It's hard to take a book seriously that's causing some anguish (and even more embarrassment) among those who could be called "moderate" Muslims.
The 160-page book, A Gift for Muslim Couple, is rumoured to be sold out in an Islamic book store in Canada and seems more Monty Python than something that borrows from the Quran or sayings of Muhammad. In fact, it is based on dictums of Sharia law, which is no laughing matter.
Without the reality of Sharia law being what it is, there'd be no reason for this book with the illiterate title, authored by Maulavi Ashraf Ali Thanvi, whoever that is.
While some non-Muslims may be amused at the marital advice that on occasion, "It might be necessary to restrain her [your wife] with strength or even to threaten her," you [the hubby] should "refrain from beating her excessively." Good to know.
On the contrary, "The husband should treat the wife with kindness and love, even if she tends to be stupid and slow." Who can disagree with that?
Say what you will, the above coincides with the terms of Sharia law which has different interpretations depending on culture. As far a punishing one's wife, I've read somewhere that a "beating" can be inflicted with a feather instead of a stick, and is more a symbolic punishment or rebuke than a physical one.
That might be considered humane by some Muslim wives, but I doubt if many of the wives I've met would appreciate the distinction.
Formal Sharia law wouldn't argue too much with the book's statement that a wife (or wives -- up to four by some traditions) can be beaten "by hand or stick," that money can be withheld from her, and that a husband can "pull [her] by the ears." Better than stoning or amputating limbs.
A lot of moderate Muslims -- and they are the great percentage in Canada -- are upset and think the book should be banned in Canada, with those selling it charged. While understandable, that's a bit extreme since the Quran is readily available in Canada.
While Sharia law differs with cultures, in its strictest, most fundamental interpretation, it is the infallible word of God as depicted in the Quran, or by the example of the Prophet Mohammed himself. It is not man made, or adjustable.
Some Islamic cultures have verged towards the secular (Turkey, Mali, Kazakhstan), while others lean towards fundamentalism (Saudi Arabia, Gulf States), while others are a blending of democratic laws and Sharia (Pakistan, Indonesia, Egypt, Morocco, Malaysia).
Regardless of views and differences, it seems indisputable that whatever rights women have under the Islamic faith, men have more. Or, as George Orwell might say: In Islam, men are more equal than women. I suppose that could also be said of the Catholic Church, where women cannot (yet) be priests.
In some ways this rather primitive book may be useful in exposing inequalities and offensive aspects of Islamic culture. When something like 1,000 Pakistani women and girls are murdered every year in Pakistani "honour" killings, something is seriously wrong.

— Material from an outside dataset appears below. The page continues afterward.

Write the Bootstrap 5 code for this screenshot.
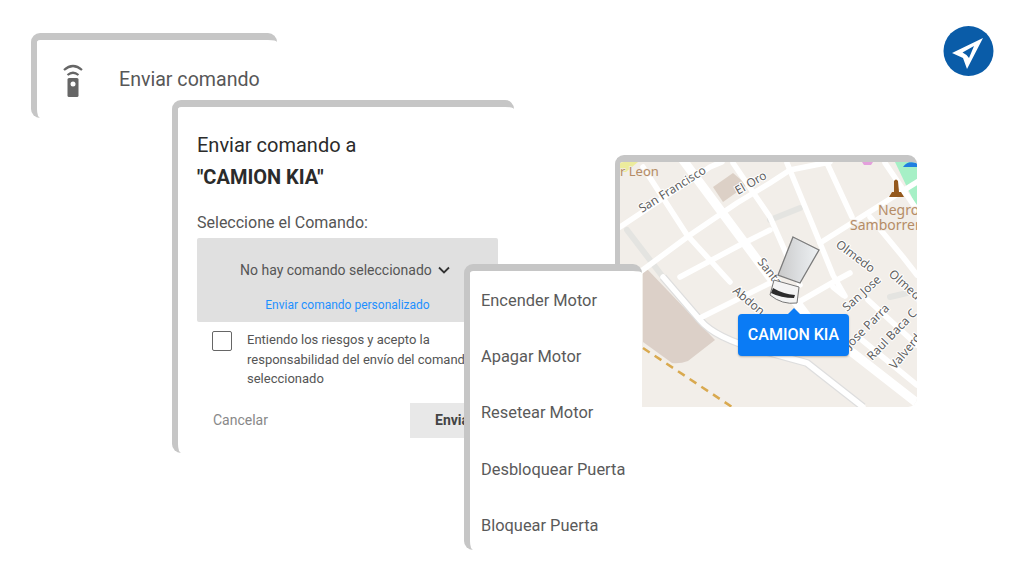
<!DOCTYPE html>
<html lang="es">
<head>
  <meta charset="UTF-8" />
  <meta name="viewport" content="width=device-width, initial-scale=1" />
  <title>Enviar comando</title>
  <link href="https://cdn.jsdelivr.net/npm/bootstrap@5.3.3/dist/css/bootstrap.min.css" rel="stylesheet" />
  <style>
    body {
      width: 1024px;
      height: 576px;
      overflow: hidden;
      background: #fff;
      font-family: Roboto, "Liberation Sans", sans-serif;
      color: #555;
    }
    .ventana {
      position: absolute;
      background: #fff;
      background-clip: padding-box;
      border-top: 7px solid #c6c6c6;
      border-left: 6px solid #c6c6c6;
      border-radius: 9px;
    }
    .v-accion { left: 31px; top: 33px; width: 246px; height: 85px; z-index: 1; }
    .v-envio { left: 172px; top: 100px; width: 342px; height: 353px; z-index: 2; padding: 22px 16px 0 19px; }
    .v-mapa { left: 615px; top: 155px; width: 302px; height: 252px; z-index: 3; border-left-width: 5px; overflow: hidden; }
    .v-menu { left: 464px; top: 264px; width: 178px; height: 286px; z-index: 4; }
    .accion-fila { height: 80px; padding-left: 25px; gap: 35px; }
    .accion-texto { font-size: 19.6px; color: #575757; }
    .titulo-envio { font-size: 20px; font-weight: 400; color: #2b2b2b; line-height: 32px; margin: 0; }
    .titulo-envio b { font-size: 20px; font-weight: 700; }
    .etiqueta { font-size: 16px; margin: 18px 0 3px; line-height: 24px; }
    .caja-comando { width: 301px; height: 84px; background: #e0e0e0; border-radius: 2px; padding-top: 22px; }
    .caja-fila { font-size: 14px; line-height: 20px; gap: 6px; padding-left: 43px; }
    .enlace-propio { display: block; font-size: 12px; color: #1e90ff; text-align: center; margin-top: 17px; line-height: 16px; text-decoration: none; }
    .acepto { padding: 8px 0 0 15px; gap: 15px; }
    .acepto .form-check-input { width: 20px; height: 20px; margin: 1px 0 0; flex: none; border: 1.5px solid #666; border-radius: 2px; }
    .acepto-texto { font-size: 13px; line-height: 19.5px; white-space: nowrap; }
    .pie-envio { margin-top: 14px; padding-left: 16px; }
    .btn-cancelar { font-size: 14px; color: #888; padding: 0; border: 0; }
    .btn-enviar { width: 88px; height: 35px; font-size: 14px; font-weight: 700; color: #444; background: #e8e8e8; border: 0; border-radius: 0; text-align: left; padding: 0 0 0 25px; }
    .menu-lista .list-group-item { border: 0; background: transparent; color: #5a5a5a; font-size: 16.4px; height: 56.2px; line-height: 56.2px; padding: 0 0 0 11px; white-space: nowrap; }
    .v-menu .menu-lista { padding-top: 2px; }
    .mapa-svg { display: block; width: 297px; height: 245px; }
    .via { fill: none; stroke: #fff; stroke-width: 5.5; stroke-linecap: round; stroke-linejoin: round; }
    .via-ancha { stroke-width: 9; }
    .via-gris { fill: none; stroke: #e4e4e1; stroke-width: 6; stroke-linecap: round; stroke-linejoin: round; }
    .via-borde { fill: none; stroke: #dedede; stroke-width: 8; stroke-linejoin: round; }
    .calle { font-family: "Noto Sans", sans-serif; font-size: 12px; fill: #5f5f5f; stroke: #fff; stroke-width: 2px; paint-order: stroke; }
    .lugar { font-family: "Noto Sans", sans-serif; font-size: 14px; fill: #b58c66; stroke: #f2eee9; stroke-width: 1.5px; paint-order: stroke; }
    .lugar-chico { font-size: 13px; }
    .globo { position: absolute; left: 118px; top: 152px; width: 111px; height: 42px; background: #0a7bf5; border-radius: 4px; color: #fff; font-size: 16px; font-weight: 500; box-shadow: 0 1px 2px rgba(0,0,0,.25); }
    .globo::before { content: ""; position: absolute; left: 50%; top: -6px; margin-left: -6px; border: 6px solid transparent; border-top: 0; border-bottom-color: #0a7bf5; }
    .logo-nav { position: absolute; left: 943px; top: 26px; }
  </style>
</head>
<body>

  <div class="ventana v-accion">
    <div class="d-flex align-items-center accion-fila">
      <svg width="22" height="36" viewBox="0 0 22 36">
        <path d="M2 8 Q11 0 20 8" fill="none" stroke="#666" stroke-width="2.200" />
        <path d="M5.500 13 Q11 8.500 16.500 13" fill="none" stroke="#666" stroke-width="2.200" />
        <rect x="5.500" y="16" width="11" height="19" rx="1.500" fill="#666" />
        <circle cx="11" cy="22" r="2.500" fill="#fff" />
      </svg>
      <span class="accion-texto">Enviar comando</span>
    </div>
  </div>

  <div class="ventana v-envio">
    <h5 class="titulo-envio">Enviar comando a<br /><b>"CAMION KIA"</b></h5>
    <p class="etiqueta">Seleccione el Comando:</p>
    <div class="caja-comando">
      <div class="d-flex align-items-center caja-fila">
        <span>No hay comando seleccionado</span>
        <svg width="12" height="8" viewBox="0 0 12 8"><path d="M1 1.500 L6 6.500 L11 1.500" fill="none" stroke="#333" stroke-width="1.800" /></svg>
      </div>
      <a class="enlace-propio" href="#">Enviar comando personalizado</a>
    </div>
    <div class="d-flex acepto">
      <input class="form-check-input" type="checkbox" />
      <div class="acepto-texto">Entiendo los riesgos y acepto la<br />responsabilidad del envío del comando<br />seleccionado</div>
    </div>
    <div class="d-flex justify-content-between align-items-center pie-envio">
      <button class="btn btn-cancelar" type="button">Cancelar</button>
      <button class="btn btn-enviar" type="button">Enviar</button>
    </div>
  </div>

  <div class="ventana v-mapa">
    <svg class="mapa-svg" viewBox="620 162 297 245">
      <defs>
        <linearGradient id="caja-camion" x1="0" y1="0" x2="1" y2="0">
          <stop offset="0" stop-color="#c9c9c9" />
          <stop offset=".5" stop-color="#dcdee0" />
          <stop offset="1" stop-color="#eef1f3" />
        </linearGradient>
      </defs>
      <rect x="620" y="162" width="297" height="245" fill="#f2eee9" />
      <path d="M620 162 H638 L626 172 H620 Z" fill="#ecec9c" />
      <path d="M895 162 H917 V208 Z" fill="#a6f0c6" />
      <path d="M903 167 Q908 160 917 163 V167 Z" fill="#1f7fe0" />
      <path d="M862 162 H873 L871 165 H864 Z" fill="#e4a0dc" />
      <path d="M713 187 L733 173 L747 185 L723 202 Z" fill="#dcd0c6" />
      <path d="M643 270 H648 L715 340 L688 361 Q680 364 672 363 L643 342 Z" fill="#dcd0c8" />
      <path d="M643 348 L732 407" fill="none" stroke="#d9a94f" stroke-width="2.500" stroke-dasharray="8 6" />

      <path class="via-gris" d="M627 230 L663 277" />
      <path class="via-gris" d="M770 220 L800 208" />
      <path class="via-gris" d="M890 297 L907 293" />
      <path class="via-borde" d="M663 277 L700 320 Q715 338 760 350 L807 363 L863 407" />
      <path class="via" d="M663 277 L700 320 Q715 338 760 350 L807 363 L863 407" />
      <path class="via" d="M643 167 L687 235 L730 282" />
      <path class="via" d="M733 163 L770 217 L800 285" />
      <path class="via" d="M787 163 L820 243 L833 275 L845 296" />
      <path class="via" d="M827 163 L852 217" />
      <path class="via" d="M885 163 L917 210" />
      <path class="via" d="M870 217 L903 257 L917 275" />
      <path class="via" d="M620 227 L710 167 L722 162" />
      <path class="via" d="M640 272 L690 235 L737 203 L770 183 L790 170 L830 162" />
      <path class="via" d="M680 277 L740 245 L770 230" />
      <path class="via" d="M700 318 L770 283" />
      <path class="via" d="M797 303 L837 280 L850 273" />
      <path class="via" d="M820 243 L893 197 L917 182" />
      <path class="via" d="M833 287 L843 295" />
      <path class="via" d="M862 340 L917 385" />
      <path class="via" d="M868 300 L917 345" />
      <path class="via via-ancha" d="M683 160 L770 277 L797 303 L817 330 L853 353 L917 403" />

      <text class="calle" transform="translate(642 213) rotate(-32)">San Francisco</text>
      <text class="calle" transform="translate(738 195) rotate(-30)">El Oro</text>
      <text class="calle" transform="translate(835 246) rotate(37)">Olmedo</text>
      <text class="calle" transform="translate(888 275) rotate(42)">Olmedo</text>
      <text class="calle" transform="translate(757 262) rotate(52)">Santa</text>
      <text class="calle" transform="translate(732 292) rotate(40)">Abdon</text>
      <text class="calle" transform="translate(847 312) rotate(-42)">San Jose</text>
      <text class="calle" transform="translate(850 349) rotate(-45)">Jose Parra</text>
      <text class="calle" transform="translate(872 361) rotate(-46)">Raul Baca C</text>
      <text class="calle" transform="translate(895 370) rotate(-50)">Valverd</text>
      <text class="lugar lugar-chico" x="620" y="176">r Leon</text>
      <text class="lugar" x="878" y="215">Negro</text>
      <text class="lugar" x="850" y="230">Samborren</text>
      <path d="M894 181 Q896 178 898 181 L899 192 H901 L904 197 H889 L892 192 H894 Z" fill="#94581c" />

      <path d="M793 237 L819 250 L800 283 L778 275 Z" fill="url(#caja-camion)" stroke="#7b7b7b" stroke-width="1.300" />
      <path d="M774 280 L799 287 L797 303 Q782 305 770 295 Z" fill="#f4f4f4" stroke="#777" stroke-width="1" />
      <path d="M773 288 Q783 294 795 295 L794 298 Q781 298 771 293 Z" fill="#2c2c2c" />
    </svg>
    <div class="globo d-flex align-items-center justify-content-center">CAMION KIA</div>
  </div>

  <div class="ventana v-menu">
    <ul class="list-group menu-lista">
      <li class="list-group-item">Encender Motor</li>
      <li class="list-group-item">Apagar Motor</li>
      <li class="list-group-item">Resetear Motor</li>
      <li class="list-group-item">Desbloquear Puerta</li>
      <li class="list-group-item">Bloquear Puerta</li>
    </ul>
  </div>

  <svg class="logo-nav" width="51" height="51" viewBox="943 26 51 51">
    <circle cx="968.500" cy="51" r="25" fill="#0a5ca8" />
    <path fill-rule="evenodd" fill="#fff" d="M983 38 L952 53 L963 58 L967 69 Z M974 46 L962.500 52.500 L966.500 55 L969 58 Z" />
  </svg>

  <script src="https://cdn.jsdelivr.net/npm/bootstrap@5.3.3/dist/js/bootstrap.bundle.min.js"></script>
</body>
</html>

We in Canada were exposed to a woman and three girls of the Shafia family murdered in the name of "honour," which no decent Muslim condones, much less encourages.
The face-covering controversy has reached Canada, which is linked to the equality issue. Quebec has banned face-coverings for those applying for government jobs, or licenses, or court appearances. Other parts of Canada are leaning in that direction.
People like Tarek Fatah and Farzana Hassan of the Muslim Canadian Congress courageously seek to attract Muslims who don't subscribe to existing organizations and who want to blend with Canadian life without jeopardizing their religious beliefs.
In a way, this unwittingly silly book underscores the efforts of those who seek reform and prefer equality of women instead of subjugation.